Aim of the task: Everything from the first line of the data through the line with "number; name: string;" is to be echoed exactly, minus the pictures.

— START —

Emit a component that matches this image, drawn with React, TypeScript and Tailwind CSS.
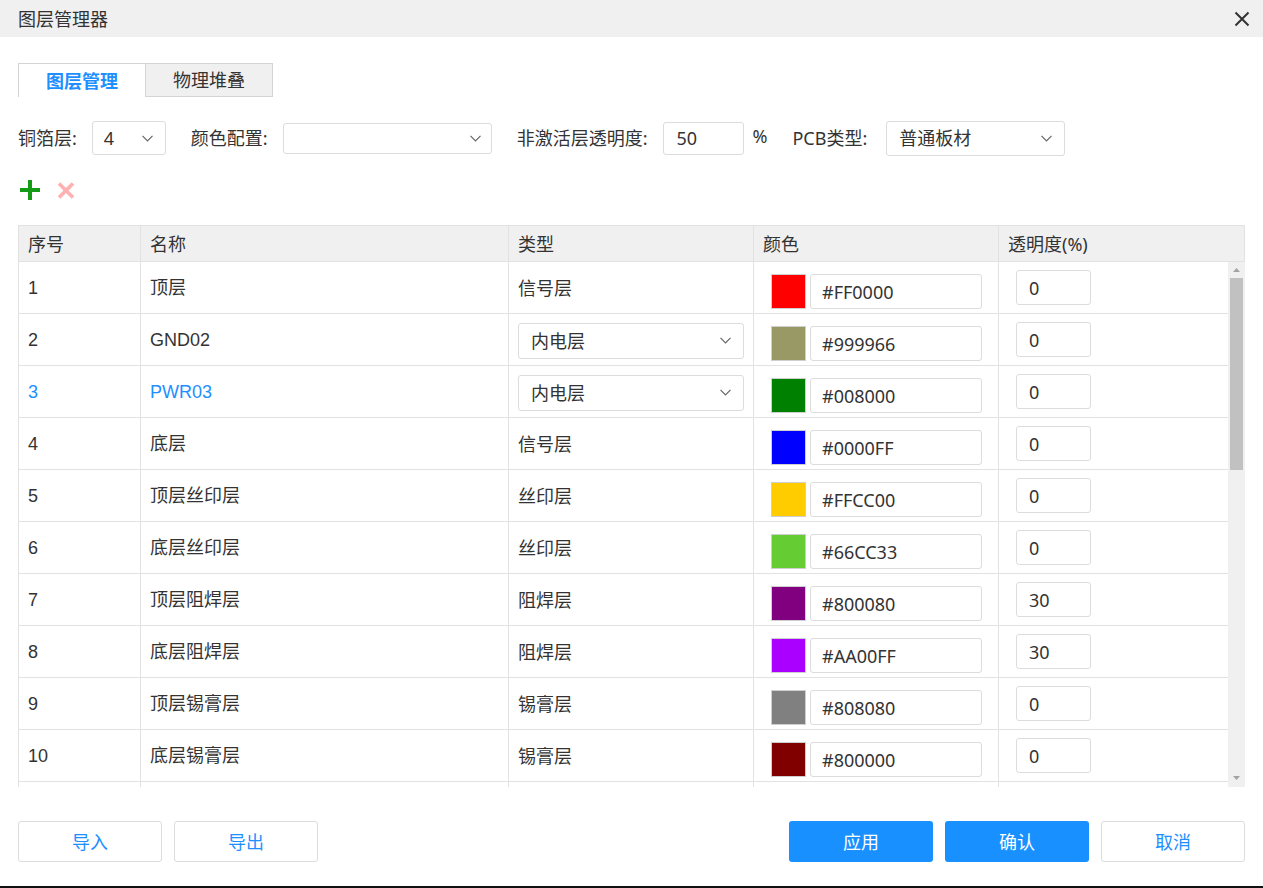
import React from "react";

const FONT = { fontFamily: '"Noto Sans", "Noto Sans CJK SC", sans-serif' };
const ARIAL = { fontFamily: '"Liberation Sans", "Noto Sans CJK SC", sans-serif' };

function Chevron({ className = "" }: { className?: string }) {
  return (
    <svg width="11" height="7" viewBox="0 0 11 7" className={className}>
      <polyline points="0.5,0.8 5.5,5.8 10.5,0.8" fill="none" stroke="#666" strokeWidth="1.2" />
    </svg>
  );
}

type Row = { n: number; name: string; type: string; sel?: boolean; color: string; op: string; active?: boolean };

const rows: Row[] = [
  { n: 1, name: "顶层", type: "信号层", color: "#FF0000", op: "0" },
  { n: 2, name: "GND02", type: "内电层", sel: true, color: "#999966", op: "0" },
  { n: 3, name: "PWR03", type: "内电层", sel: true, color: "#008000", op: "0", active: true },
  { n: 4, name: "底层", type: "信号层", color: "#0000FF", op: "0" },
  { n: 5, name: "顶层丝印层", type: "丝印层", color: "#FFCC00", op: "0" },
  { n: 6, name: "底层丝印层", type: "丝印层", color: "#66CC33", op: "0" },
  { n: 7, name: "顶层阻焊层", type: "阻焊层", color: "#800080", op: "30" },
  { n: 8, name: "底层阻焊层", type: "阻焊层", color: "#AA00FF", op: "30" },
  { n: 9, name: "顶层锡膏层", type: "锡膏层", color: "#808080", op: "0" },
  { n: 10, name: "底层锡膏层", type: "锡膏层", color: "#800000", op: "0" },
];

export default function App() {
  return (
    <div className="w-[1263px] h-[888px] bg-white flex flex-col text-[#333] overflow-hidden" style={FONT}>
      {/* Title bar */}
      <div className="h-[37px] bg-[#f0f0f0] flex items-center justify-between pl-[18px] pr-[13px] shrink-0">
        <span className="text-[18px] leading-none">图层管理器</span>
        <svg width="16" height="16" viewBox="0 0 16 16">
          <path d="M1.5 1.5 L14.5 14.5 M14.5 1.5 L1.5 14.5" stroke="#333" strokeWidth="2" />
        </svg>
      </div>

      <div className="flex-1 flex flex-col px-[18px]">
        {/* Tabs */}
        <div className="flex mt-[26px] h-[34px]">
          <div className="w-[127px] h-[34px] border-l border-t border-[#d4d4d4] bg-white flex items-center justify-center text-[18px] font-bold text-[#1e8fff] leading-none">
            图层管理
          </div>
          <div className="w-[128px] h-[34px] border border-[#d4d4d4] bg-[#f0f0f0] flex items-center justify-center text-[18px] leading-none">
            物理堆叠
          </div>
        </div>

        {/* Toolbar */}
        <div className="flex items-center mt-[24px] h-[34px] text-[18px] leading-none">
          <span>铜箔层:</span>
          <div className="ml-[15px] w-[74px] h-[34px] border border-[#dcdcdc] rounded-[3px] flex items-center justify-between pl-[11px] pr-[12px]">
            <span>4</span>
            <Chevron />
          </div>
          <span className="ml-[25px]">颜色配置:</span>
          <div className="ml-[15px] w-[209px] h-[31px] border border-[#dcdcdc] rounded-[3px] flex items-center justify-end pr-[10px]">
            <Chevron />
          </div>
          <span className="ml-[25px]">非激活层透明度:</span>
          <div className="ml-[16px] w-[81px] h-[33px] border border-[#dcdcdc] rounded-[3px] flex items-center pl-[12px]">
            50
          </div>
          <span className="ml-[8px] -mt-[4px]">%</span>
          <span className="ml-[25px]">PCB类型:</span>
          <div className="ml-[19px] w-[179px] h-[35px] border border-[#dcdcdc] rounded-[3px] flex items-center justify-between pl-[12px] pr-[12px]">
            <span>普通板材</span>
            <Chevron />
          </div>
        </div>

        {/* Icons */}
        <div className="flex items-center mt-[25px] h-[20px] gap-[17px] pl-[2px]">
          <svg width="20" height="20" viewBox="0 0 20 20">
            <path d="M10 0 V20 M0 10 H20" stroke="#169b16" strokeWidth="4" />
          </svg>
          <svg width="18" height="17" viewBox="0 0 18 17">
            <path d="M2 1.5 L16 15.5 M16 1.5 L2 15.5" stroke="#ffb1b1" strokeWidth="3.6" />
          </svg>
        </div>

        {/* Table */}
        <div className="mt-[25px] w-[1227px] flex flex-col">
          <div className="flex h-[37px] bg-[#f0f0f0] border border-[#e2e2e2] text-[18px] leading-none items-stretch">
            <div className="w-[122px] border-r border-[#e2e2e2] flex items-center pl-[9px]">序号</div>
            <div className="w-[368px] border-r border-[#e2e2e2] flex items-center pl-[9px]">名称</div>
            <div className="w-[245px] border-r border-[#e2e2e2] flex items-center pl-[9px]">类型</div>
            <div className="w-[245px] border-r border-[#e2e2e2] flex items-center pl-[9px]">颜色</div>
            <div className="flex-1 flex items-center pl-[9px]">透明度(%)</div>
          </div>
          <div className="flex h-[525px]">
            <div className="w-[1210px] overflow-hidden">
              {rows.map((r) => (
                <div key={r.n} className="flex h-[52px] border-b border-[#e2e2e2] text-[18px] leading-none">
                  <div
                    className={`w-[123px] border-l border-r border-[#e2e2e2] flex items-center pl-[9px] ${r.active ? "text-[#1e8fff]" : ""}`}
                    style={ARIAL}
                  >
                    {r.n}
                  </div>
                  <div
                    className={`w-[368px] border-r border-[#e2e2e2] flex items-center pl-[9px] ${r.active ? "text-[#1e8fff]" : ""}`}
                    style={ARIAL}
                  >
                    {r.name}
                  </div>
                  <div className="w-[245px] border-r border-[#e2e2e2] flex items-center pl-[9px]">
                    {r.sel ? (
                      <div className="w-[226px] h-[36px] border border-[#dcdcdc] rounded-[3px] flex items-center justify-between pl-[12px] pr-[12px] mt-[2px]">
                        <span>内电层</span>
                        <Chevron />
                      </div>
                    ) : (
                      <span>{r.type}</span>
                    )}
                  </div>
                  <div className="w-[245px] border-r border-[#e2e2e2] flex items-center pl-[17px] pt-[8px]">
                    <div className="w-[35px] h-[35px] border border-[#cfcfcf]" style={{ backgroundColor: r.color }} />
                    <div className="ml-[4px] w-[172px] h-[35px] border border-[#dcdcdc] rounded-[3px] flex items-center pl-[11px] pt-[1px]">
                      {r.color}
                    </div>
                  </div>
                  <div className="flex-1 flex items-center pl-[17px]">
                    <div className="w-[75px] h-[35px] border border-[#dcdcdc] rounded-[3px] flex items-center pl-[12px]">
                      {r.op}
                    </div>
                  </div>
                </div>
              ))}
              {/* partially visible next row */}
              <div className="flex h-[52px]">
                <div className="w-[123px] border-l border-r border-[#e2e2e2]" />
                <div className="w-[368px] border-r border-[#e2e2e2]" />
                <div className="w-[245px] border-r border-[#e2e2e2]" />
                <div className="w-[245px] border-r border-[#e2e2e2]" />
                <div className="flex-1" />
              </div>
            </div>
            {/* Scrollbar */}
            <div className="w-[17px] bg-[#f0f0f0] flex flex-col items-center">
              <svg width="9" height="6" viewBox="0 0 9 6" className="mt-[5px]">
                <polygon points="4.5,1 8,5 1,5" fill="#a3a3a3" />
              </svg>
              <div className="mt-[5px] w-[13px] h-[192px] bg-[#c1c1c1]" />
              <div className="flex-1" />
              <svg width="9" height="6" viewBox="0 0 9 6" className="mb-[6px]">
                <polygon points="1,1 8,1 4.5,5" fill="#a3a3a3" />
              </svg>
            </div>
          </div>
        </div>

        {/* Footer */}
        <div className="mt-[34px] flex items-center text-[18px] leading-none">
          <div className="w-[144px] h-[41px] border border-[#dcdcdc] rounded-[3px] flex items-center justify-center text-[#1e8fff]">导入</div>
          <div className="ml-[12px] w-[144px] h-[41px] border border-[#dcdcdc] rounded-[3px] flex items-center justify-center text-[#1e8fff]">导出</div>
          <div className="flex-1" />
          <div className="w-[144px] h-[41px] bg-[#1890ff] rounded-[3px] flex items-center justify-center text-white">应用</div>
          <div className="ml-[12px] w-[144px] h-[41px] bg-[#1890ff] rounded-[3px] flex items-center justify-center text-white">确认</div>
          <div className="ml-[12px] w-[144px] h-[41px] border border-[#dcdcdc] rounded-[3px] flex items-center justify-center text-[#1e8fff]">取消</div>
        </div>
      </div>
      <div className="h-[2px] bg-[#111] shrink-0" />
    </div>
  );
}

— END —

Task solution:
Emit a component that matches this image, drawn with React, TypeScript and Tailwind CSS.
import React from "react";

const FONT = { fontFamily: '"Noto Sans", "Noto Sans CJK SC", sans-serif' };
const ARIAL = { fontFamily: '"Liberation Sans", "Noto Sans CJK SC", sans-serif' };

function Chevron({ className = "" }: { className?: string }) {
  return (
    <svg width="11" height="7" viewBox="0 0 11 7" className={className}>
      <polyline points="0.5,0.8 5.5,5.8 10.5,0.8" fill="none" stroke="#666" strokeWidth="1.2" />
    </svg>
  );
}

type Row = { n: number; name: string; type: string; sel?: boolean; color: string; op: string; active?: boolean };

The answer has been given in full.